The East African, Kenya

Free trade by any other name

By Demba Moussa Dembele

29 November 2008

As the December 2007 deadline was approaching, the European Commission realised that it would not get what it badly wanted: to close a deal with all African regions on the Economic Partnership Agreements (EPAs) - basically free-trade pacts.

In frustration, the EC resorted to divide-and-conquer tactics and arm twisting with individual countries to persuade them to sign “interim agreements.”

The EC split African countries into least developed countries (LDCs) and non-LDCs and warned that Europe would not extend the Cotonou Agreement - the current EU-Africa trade framework - and that non-LDCs had to either accept “Interim Agreements” or face high tariffs in European markets.

In the end, a number of countries succumbed and reluctantly signed these agreements, either as a region or as individual countries.

Nonetheless, negotiations continue in the hope of finding a compromise for full agreements that would satisfy both African and European countries.

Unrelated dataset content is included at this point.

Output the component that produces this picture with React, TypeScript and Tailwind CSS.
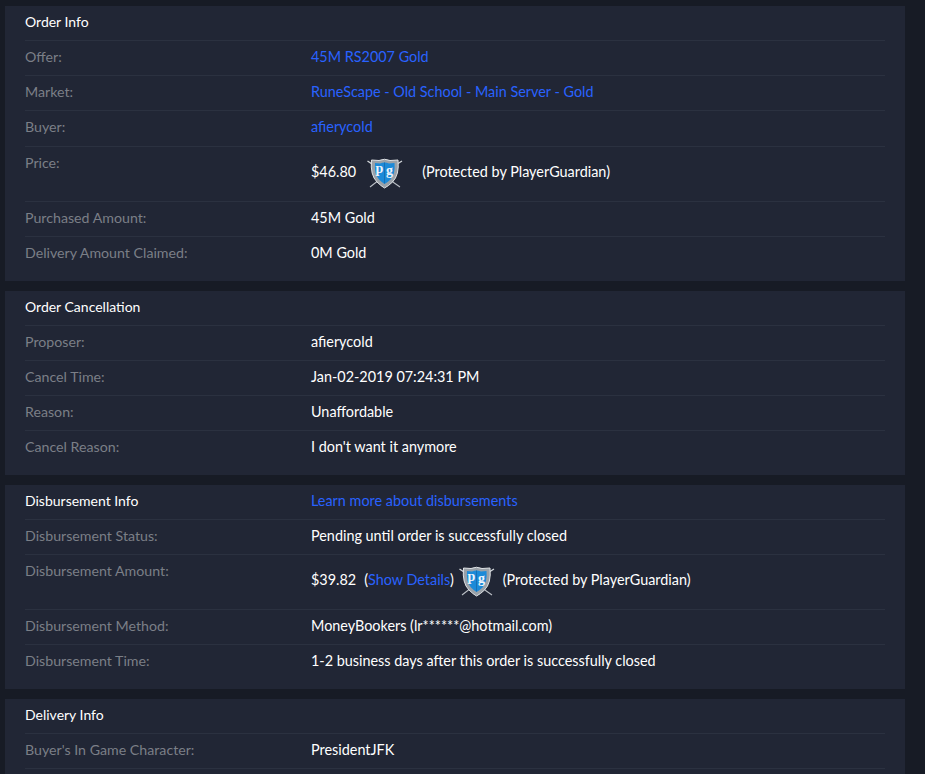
import React from "react";

const Shield = () => (
  <svg width="38" height="38" viewBox="0 0 38 38" className="shrink-0">
    <path d="M1.5 8 L9 13 M36 8 L28 13" stroke="#d3d7db" strokeWidth="1.4" />
    <path d="M4 34 L13 27 M34 34 L24 27" stroke="#b9bec4" strokeWidth="1.1" />
    <path d="M5.5 7 L13 7.5 Q18.5 5 24 7.5 L32 7 Q33.5 22 26.5 29 Q22.5 33 18.5 35 Q15 33 11 29 Q4 22 5.5 7 Z" fill="#9aa1a8" stroke="#dfe2e5" strokeWidth="1" />
    <path d="M9 10 L14 10.5 Q18.5 8.5 23 10.5 L28.5 10 Q29.5 21 24.5 26.5 Q21.5 29.5 18.5 31 Q16 29.5 13 26.5 Q8 21 9 10 Z" fill="#1c8ad8" />
    <path d="M18 9.5 L19 9.5 L19 30.5 L18 30.5 Z" fill="#1770b4" />
    <text x="13.5" y="20" fontSize="14" fontWeight="700" fill="#eef5fb" fontFamily="Liberation Serif, serif" textAnchor="middle">p</text>
    <text x="23.5" y="22" fontSize="14" fontWeight="700" fill="#eef5fb" fontFamily="Liberation Serif, serif" textAnchor="middle">g</text>
  </svg>
);

const Link = ({ children }: { children: React.ReactNode }) => (
  <a className="text-[#2962ff]">{children}</a>
);

const Row = ({ label, children, height = "h-[35px]" }: { label: string; children: React.ReactNode; height?: string }) => (
  <div className={`flex border-t border-[#2b3140] ${height} pt-[6px]`}>
    <div className="w-[286px] shrink-0 text-[14.2px] text-[#7b7f87]">{label}</div>
    <div className="text-[14.4px] text-white">{children}</div>
  </div>
);

const Card = ({ title, right, children }: { title: string; right?: React.ReactNode; children: React.ReactNode }) => (
  <div className="bg-[#212635] px-5 pb-[10px] mb-[10px]">
    <div className="flex h-[34px] pt-[6px] text-white">
      <div className="w-[286px] shrink-0">{title}</div>
      {right}
    </div>
    {children}
  </div>
);

export default function App() {
  return (
    <div className="h-[774px] overflow-hidden bg-[#171b25] pl-[5px] pr-5 pt-[6px] text-sm font-['Lato',sans-serif]">
      <Card title="Order Info">
        <Row label="Offer:"><Link>45M RS2007 Gold</Link></Row>
        <Row label="Market:"><Link>RuneScape - Old School - Main Server - Gold</Link></Row>
        <Row label="Buyer:" height="h-[36px]"><Link>afierycold</Link></Row>
        <Row label="Price:" height="h-[55px]">
          <div className="flex items-center">
            <span>$46.80</span>
            <span className="ml-[10px]"><Shield /></span>
            <span className="ml-[18px]">(Protected by PlayerGuardian)</span>
          </div>
        </Row>
        <Row label="Purchased Amount:">45M Gold</Row>
        <Row label="Delivery Amount Claimed:">0M Gold</Row>
      </Card>
      <Card title="Order Cancellation">
        <Row label="Proposer:">afierycold</Row>
        <Row label="Cancel Time:">Jan-02-2019 07:24:31 PM</Row>
        <Row label="Reason:">Unaffordable</Row>
        <Row label="Cancel Reason:">I don't want it anymore</Row>
      </Card>
      <Card title="Disbursement Info" right={<span className="text-[14.4px]"><Link>Learn more about disbursements</Link></span>}>
        <Row label="Disbursement Status:">Pending until order is successfully closed</Row>
        <Row label="Disbursement Amount:" height="h-[55px]">
          <div className="flex items-center">
            <span>$39.82</span>
            <span className="ml-2">(<Link>Show Details</Link>)</span>
            <span className="ml-1"><Shield /></span>
            <span className="ml-[7px]">(Protected by PlayerGuardian)</span>
          </div>
        </Row>
        <Row label="Disbursement Method:">MoneyBookers (lr******@hotmail.com)</Row>
        <Row label="Disbursement Time:">1-2 business days after this order is successfully closed</Row>
      </Card>
      <Card title="Delivery Info">
        <Row label="Buyer's In Game Character:">PresidentJFK</Row>
        <Row label=""> </Row>
      </Card>
    </div>
  );
}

Such a compromise will be difficult to find, however. The Africans are calling for “development-friendly” agreements, while the Europeans seem more interested in promoting their commercial interests.

Moreover, by forcing individual countries to enter into “interim agreements,” the EC has shown that the only form of African integration it really supports is one that would provide a large and open market for European goods and services, not one that would serve Africa’s interests.

The EC conception of EPAs is fundamentally contrary to Africa’s interests because for Europe, they are basically “free-trade” agreements, given that they must be compatible with WTO rules.

In short, EPAs, as conceived by the EC, are a major obstacle to African regional integration, to food sovereignty, and to African industrialisation prospects.

They would also sap Africa’s resources by increasing the repatriation of profits and worsening tax evasion and other forms of capital flight.

Furthermore, these costs will be compounded by the costs of fiscal adjustment to trade liberalisation, without any guarantee that the EC will provide enough resources to compensate for those losses.

The ongoing food, energy, and financial crises are inextricably linked to the implementation of “free trade” policies and unregulated capital flows and offer a preview of what is in store for African countries if they enter into a “free trade” agreement with the EU.

Africa must reject the EPAs in their current form and move toward alternatives. This does not mean a rejection of any kind of cooperation with Europe.

Africa wants a genuine form of co-operation with Europe, but co-operation free from neocolonial paternalism, domination, and exploitation, and based on mutual respect and the promotion of mutual interests.

Demba Moussa Dembele is the director of the African Forum on Alternatives (Senegal).